- To be done -
What is the number of lines in the data that hold the string "this"? Reply with that number only.

- Given data -
———

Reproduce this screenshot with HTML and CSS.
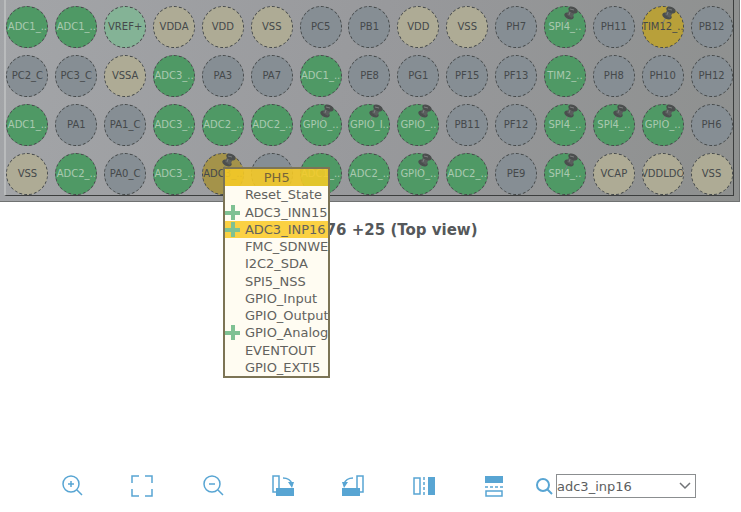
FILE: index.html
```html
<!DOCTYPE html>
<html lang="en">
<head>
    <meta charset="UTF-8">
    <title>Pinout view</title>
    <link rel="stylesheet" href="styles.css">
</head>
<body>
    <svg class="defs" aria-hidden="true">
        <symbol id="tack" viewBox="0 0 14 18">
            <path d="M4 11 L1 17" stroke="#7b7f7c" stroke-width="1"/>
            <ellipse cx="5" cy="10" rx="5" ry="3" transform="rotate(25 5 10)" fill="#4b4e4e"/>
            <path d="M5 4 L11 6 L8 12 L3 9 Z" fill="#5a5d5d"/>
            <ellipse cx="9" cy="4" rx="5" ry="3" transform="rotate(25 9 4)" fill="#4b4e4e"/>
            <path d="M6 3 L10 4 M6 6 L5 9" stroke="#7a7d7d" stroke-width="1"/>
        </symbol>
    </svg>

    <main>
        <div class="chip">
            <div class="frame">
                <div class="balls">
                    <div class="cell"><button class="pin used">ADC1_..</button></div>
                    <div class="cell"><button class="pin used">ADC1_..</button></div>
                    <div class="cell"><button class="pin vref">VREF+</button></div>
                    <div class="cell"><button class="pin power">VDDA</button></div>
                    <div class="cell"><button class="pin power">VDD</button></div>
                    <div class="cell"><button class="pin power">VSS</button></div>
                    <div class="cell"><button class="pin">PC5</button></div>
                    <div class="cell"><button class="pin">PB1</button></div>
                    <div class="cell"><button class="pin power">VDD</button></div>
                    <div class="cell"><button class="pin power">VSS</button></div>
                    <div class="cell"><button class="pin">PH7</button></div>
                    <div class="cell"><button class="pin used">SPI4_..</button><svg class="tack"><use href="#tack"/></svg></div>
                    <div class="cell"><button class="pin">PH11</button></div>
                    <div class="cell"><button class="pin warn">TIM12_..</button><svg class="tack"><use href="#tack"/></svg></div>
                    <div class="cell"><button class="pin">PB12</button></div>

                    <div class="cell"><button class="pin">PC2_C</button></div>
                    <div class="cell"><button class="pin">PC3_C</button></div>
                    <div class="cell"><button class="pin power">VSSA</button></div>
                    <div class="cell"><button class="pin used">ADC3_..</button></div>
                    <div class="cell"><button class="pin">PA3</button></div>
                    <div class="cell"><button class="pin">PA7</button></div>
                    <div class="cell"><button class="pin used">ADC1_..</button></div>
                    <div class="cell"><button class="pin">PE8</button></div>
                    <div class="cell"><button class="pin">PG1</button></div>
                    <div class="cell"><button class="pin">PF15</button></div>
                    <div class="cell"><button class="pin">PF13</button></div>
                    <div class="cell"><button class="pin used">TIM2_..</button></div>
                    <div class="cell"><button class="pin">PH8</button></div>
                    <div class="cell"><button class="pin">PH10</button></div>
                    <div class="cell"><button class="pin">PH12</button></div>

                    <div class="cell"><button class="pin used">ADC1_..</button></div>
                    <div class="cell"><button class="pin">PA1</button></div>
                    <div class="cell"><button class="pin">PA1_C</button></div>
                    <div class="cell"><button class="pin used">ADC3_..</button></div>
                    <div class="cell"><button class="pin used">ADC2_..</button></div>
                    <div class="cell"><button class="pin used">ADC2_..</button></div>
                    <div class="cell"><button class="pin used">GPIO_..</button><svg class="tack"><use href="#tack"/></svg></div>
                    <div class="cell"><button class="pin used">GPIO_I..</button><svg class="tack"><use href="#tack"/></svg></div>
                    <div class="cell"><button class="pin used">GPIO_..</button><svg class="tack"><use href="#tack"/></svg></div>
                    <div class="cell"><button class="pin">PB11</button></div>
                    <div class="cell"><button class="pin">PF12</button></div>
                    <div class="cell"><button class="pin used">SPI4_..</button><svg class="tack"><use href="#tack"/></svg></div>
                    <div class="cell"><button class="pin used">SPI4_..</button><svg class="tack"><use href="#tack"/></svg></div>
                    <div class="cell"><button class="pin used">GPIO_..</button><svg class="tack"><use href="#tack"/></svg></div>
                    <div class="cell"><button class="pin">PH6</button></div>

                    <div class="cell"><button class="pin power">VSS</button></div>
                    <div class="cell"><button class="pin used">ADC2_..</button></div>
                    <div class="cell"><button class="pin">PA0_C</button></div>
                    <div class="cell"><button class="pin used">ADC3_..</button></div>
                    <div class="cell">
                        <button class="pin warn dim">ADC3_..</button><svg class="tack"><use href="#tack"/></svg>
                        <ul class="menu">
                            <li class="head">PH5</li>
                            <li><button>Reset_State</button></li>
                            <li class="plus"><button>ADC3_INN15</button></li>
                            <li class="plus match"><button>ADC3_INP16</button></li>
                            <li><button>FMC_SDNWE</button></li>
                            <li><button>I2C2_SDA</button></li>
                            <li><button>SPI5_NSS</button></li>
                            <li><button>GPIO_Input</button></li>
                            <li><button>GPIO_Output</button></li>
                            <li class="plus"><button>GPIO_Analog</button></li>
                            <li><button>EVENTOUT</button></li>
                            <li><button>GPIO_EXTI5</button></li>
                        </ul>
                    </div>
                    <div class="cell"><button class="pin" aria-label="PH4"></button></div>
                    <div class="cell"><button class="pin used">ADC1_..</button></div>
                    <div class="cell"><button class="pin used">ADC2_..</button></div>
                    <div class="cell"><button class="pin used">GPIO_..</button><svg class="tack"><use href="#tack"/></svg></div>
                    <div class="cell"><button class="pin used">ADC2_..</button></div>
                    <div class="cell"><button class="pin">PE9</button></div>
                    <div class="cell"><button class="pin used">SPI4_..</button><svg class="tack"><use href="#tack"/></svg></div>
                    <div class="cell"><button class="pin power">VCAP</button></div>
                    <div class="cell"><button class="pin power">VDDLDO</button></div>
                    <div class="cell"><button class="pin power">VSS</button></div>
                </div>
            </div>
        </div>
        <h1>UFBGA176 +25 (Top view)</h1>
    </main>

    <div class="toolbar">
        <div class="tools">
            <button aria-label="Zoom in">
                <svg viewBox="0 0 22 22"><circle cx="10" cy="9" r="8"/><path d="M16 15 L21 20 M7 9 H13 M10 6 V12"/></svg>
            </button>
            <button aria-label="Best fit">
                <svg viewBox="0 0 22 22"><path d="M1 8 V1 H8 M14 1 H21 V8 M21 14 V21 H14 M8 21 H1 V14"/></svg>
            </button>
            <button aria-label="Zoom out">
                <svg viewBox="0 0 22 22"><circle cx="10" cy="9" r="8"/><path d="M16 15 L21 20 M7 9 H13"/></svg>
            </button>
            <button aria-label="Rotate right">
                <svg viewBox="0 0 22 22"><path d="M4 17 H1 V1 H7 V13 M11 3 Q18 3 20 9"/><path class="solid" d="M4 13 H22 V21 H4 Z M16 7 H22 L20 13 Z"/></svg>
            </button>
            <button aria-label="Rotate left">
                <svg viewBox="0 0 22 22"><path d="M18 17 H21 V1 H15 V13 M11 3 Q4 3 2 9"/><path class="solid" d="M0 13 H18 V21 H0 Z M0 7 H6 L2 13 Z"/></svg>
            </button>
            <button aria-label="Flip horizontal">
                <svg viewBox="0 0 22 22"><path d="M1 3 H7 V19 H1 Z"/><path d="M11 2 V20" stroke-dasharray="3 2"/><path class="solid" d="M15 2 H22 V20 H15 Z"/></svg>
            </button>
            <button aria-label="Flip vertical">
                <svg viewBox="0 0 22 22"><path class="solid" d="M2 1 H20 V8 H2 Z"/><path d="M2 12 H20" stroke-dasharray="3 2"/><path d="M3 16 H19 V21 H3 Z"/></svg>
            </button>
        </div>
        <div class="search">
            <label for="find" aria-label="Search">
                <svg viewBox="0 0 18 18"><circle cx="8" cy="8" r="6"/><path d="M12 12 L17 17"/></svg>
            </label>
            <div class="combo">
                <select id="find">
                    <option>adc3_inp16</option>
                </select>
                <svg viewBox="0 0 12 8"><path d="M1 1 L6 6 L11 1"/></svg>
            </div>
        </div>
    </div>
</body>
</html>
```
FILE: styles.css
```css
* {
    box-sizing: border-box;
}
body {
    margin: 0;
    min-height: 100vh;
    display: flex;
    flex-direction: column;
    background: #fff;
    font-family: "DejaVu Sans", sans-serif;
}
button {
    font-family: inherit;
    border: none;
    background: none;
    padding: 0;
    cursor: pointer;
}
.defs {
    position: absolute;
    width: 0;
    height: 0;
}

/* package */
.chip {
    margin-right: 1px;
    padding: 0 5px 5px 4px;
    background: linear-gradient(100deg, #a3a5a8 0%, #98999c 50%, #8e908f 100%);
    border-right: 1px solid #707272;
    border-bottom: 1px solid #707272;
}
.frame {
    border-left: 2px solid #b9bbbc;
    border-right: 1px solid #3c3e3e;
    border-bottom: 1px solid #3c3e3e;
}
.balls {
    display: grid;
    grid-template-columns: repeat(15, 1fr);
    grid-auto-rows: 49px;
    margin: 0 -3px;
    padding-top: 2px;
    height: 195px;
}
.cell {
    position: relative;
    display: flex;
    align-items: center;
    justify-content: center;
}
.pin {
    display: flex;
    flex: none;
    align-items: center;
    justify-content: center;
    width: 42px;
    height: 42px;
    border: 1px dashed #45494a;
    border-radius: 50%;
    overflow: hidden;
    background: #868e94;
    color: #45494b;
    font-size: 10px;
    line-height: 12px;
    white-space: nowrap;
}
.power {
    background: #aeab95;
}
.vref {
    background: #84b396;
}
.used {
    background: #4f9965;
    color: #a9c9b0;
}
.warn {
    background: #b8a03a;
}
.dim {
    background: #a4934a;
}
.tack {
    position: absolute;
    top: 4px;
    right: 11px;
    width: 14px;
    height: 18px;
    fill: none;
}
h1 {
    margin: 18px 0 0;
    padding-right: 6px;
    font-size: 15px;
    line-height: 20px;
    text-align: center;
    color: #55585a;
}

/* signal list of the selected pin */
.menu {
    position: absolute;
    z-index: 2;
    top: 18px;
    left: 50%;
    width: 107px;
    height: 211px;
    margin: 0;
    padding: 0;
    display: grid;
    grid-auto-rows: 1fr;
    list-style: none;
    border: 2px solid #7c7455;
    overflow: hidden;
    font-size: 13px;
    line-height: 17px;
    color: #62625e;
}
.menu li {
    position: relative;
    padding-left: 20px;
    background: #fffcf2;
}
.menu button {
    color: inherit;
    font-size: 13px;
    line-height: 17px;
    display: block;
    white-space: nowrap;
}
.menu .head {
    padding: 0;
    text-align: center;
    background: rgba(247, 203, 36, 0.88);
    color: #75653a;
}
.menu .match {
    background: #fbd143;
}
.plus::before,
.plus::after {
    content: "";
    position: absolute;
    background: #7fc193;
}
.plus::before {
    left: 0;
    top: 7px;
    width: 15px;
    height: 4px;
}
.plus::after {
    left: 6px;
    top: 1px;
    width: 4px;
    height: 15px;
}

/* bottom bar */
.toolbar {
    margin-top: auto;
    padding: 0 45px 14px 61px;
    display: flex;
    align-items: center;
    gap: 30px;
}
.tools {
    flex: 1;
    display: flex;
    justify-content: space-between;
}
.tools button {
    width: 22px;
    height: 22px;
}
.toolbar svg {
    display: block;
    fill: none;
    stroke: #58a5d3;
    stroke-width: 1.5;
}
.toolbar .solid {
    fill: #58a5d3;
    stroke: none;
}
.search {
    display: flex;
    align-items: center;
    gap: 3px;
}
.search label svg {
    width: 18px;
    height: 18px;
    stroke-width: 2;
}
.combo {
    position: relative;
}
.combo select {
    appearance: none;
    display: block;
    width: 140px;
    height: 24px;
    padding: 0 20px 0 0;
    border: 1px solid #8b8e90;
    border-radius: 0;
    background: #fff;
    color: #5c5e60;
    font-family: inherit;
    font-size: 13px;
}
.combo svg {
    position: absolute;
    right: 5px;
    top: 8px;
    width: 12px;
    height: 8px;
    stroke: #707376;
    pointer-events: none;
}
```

———

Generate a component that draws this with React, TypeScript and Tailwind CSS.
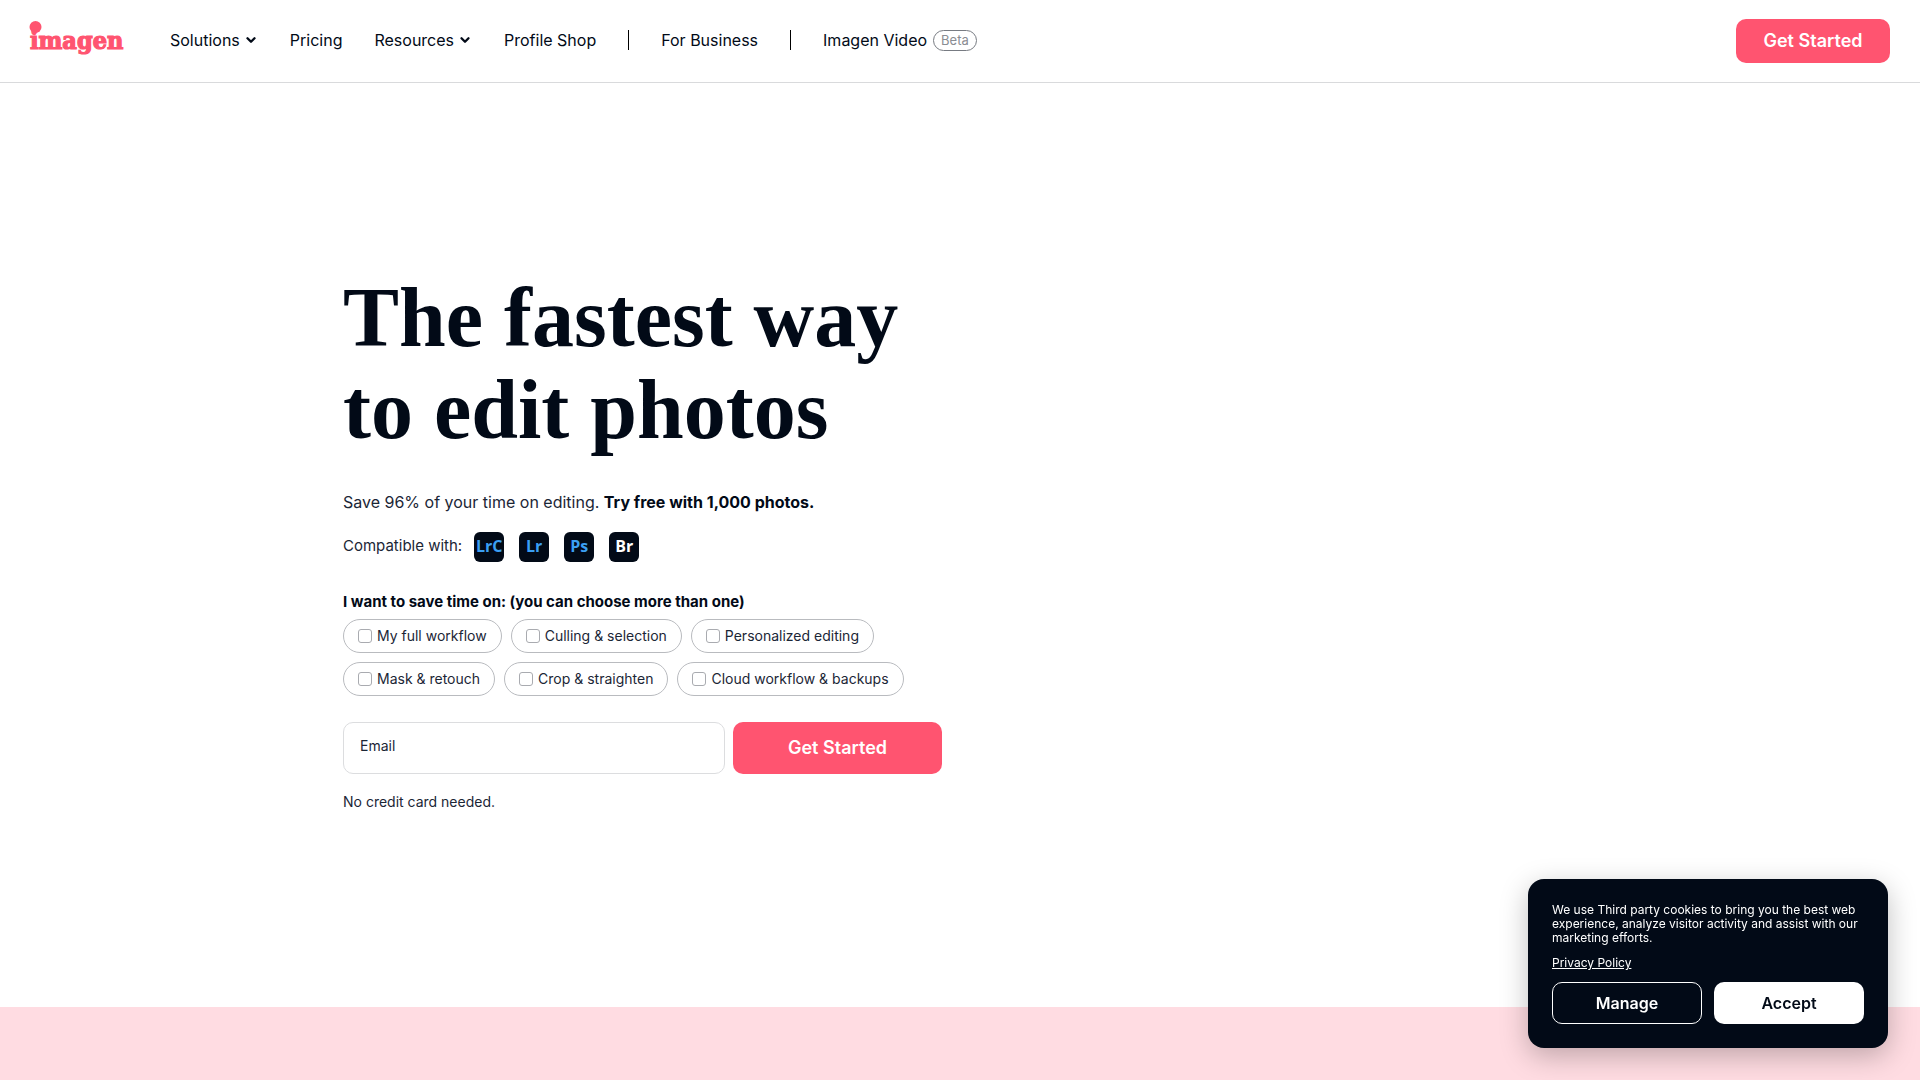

———

- The solution -
2